Key Events This Week

Feb 9: Stock opens strong at Rs.395.75 (+2.17%) amid positive market sentiment

Feb 10: Q3 FY26 results reveal 25% profit plunge despite revenue growth

Feb 11: Quality grade downgraded from Excellent to Good by MarketsMOJO

Feb 12: Stock hits 52-week low of Rs.379.5 amid sectoral pressures

Feb 13: Further decline to new 52-week low of Rs.364.9 and downgrade to Sell rating

Week Open
Rs.395.75
Week Close
Rs.372.25
-5.88%
Week High
Rs.395.75
vs Sensex
-5.34%

9 February 2026: Positive Start Amid Broad Market Gains

Happiest Minds Technologies began the week on a positive note, closing at Rs.395.75, up 2.17% from the previous close. This gain outpaced the Sensex’s 1.04% rise to 37,113.23, reflecting initial investor optimism. The volume was relatively low at 16,900 shares, suggesting cautious participation despite the price rise. The broader market’s strength provided a supportive backdrop, but this proved short-lived as company-specific factors soon dominated trading sentiment.
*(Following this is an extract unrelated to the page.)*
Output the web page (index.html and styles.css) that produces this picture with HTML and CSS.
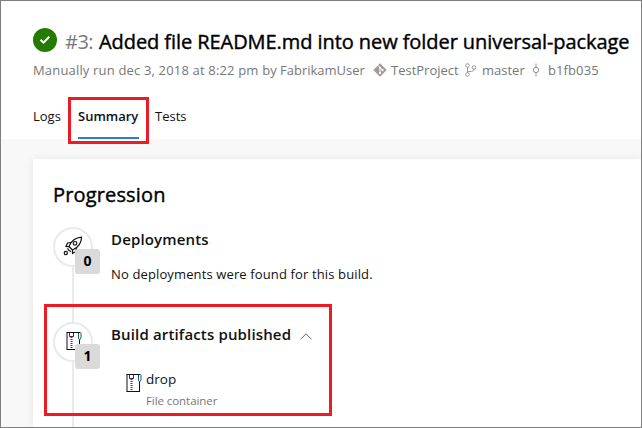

10 February 2026: Q3 FY26 Results Trigger Profit Concerns

On 10 February, the company reported its Q3 FY26 results, revealing a 25% plunge in profit despite continued revenue growth. The stock reacted negatively, closing at Rs.393.05, down 0.68% on the day, underperforming the Sensex’s 0.25% gain. The profit decline was attributed to margin pressures, which raised concerns about operational efficiency and earnings sustainability. Trading volume doubled to 32,877 shares, indicating heightened investor attention and some profit-taking.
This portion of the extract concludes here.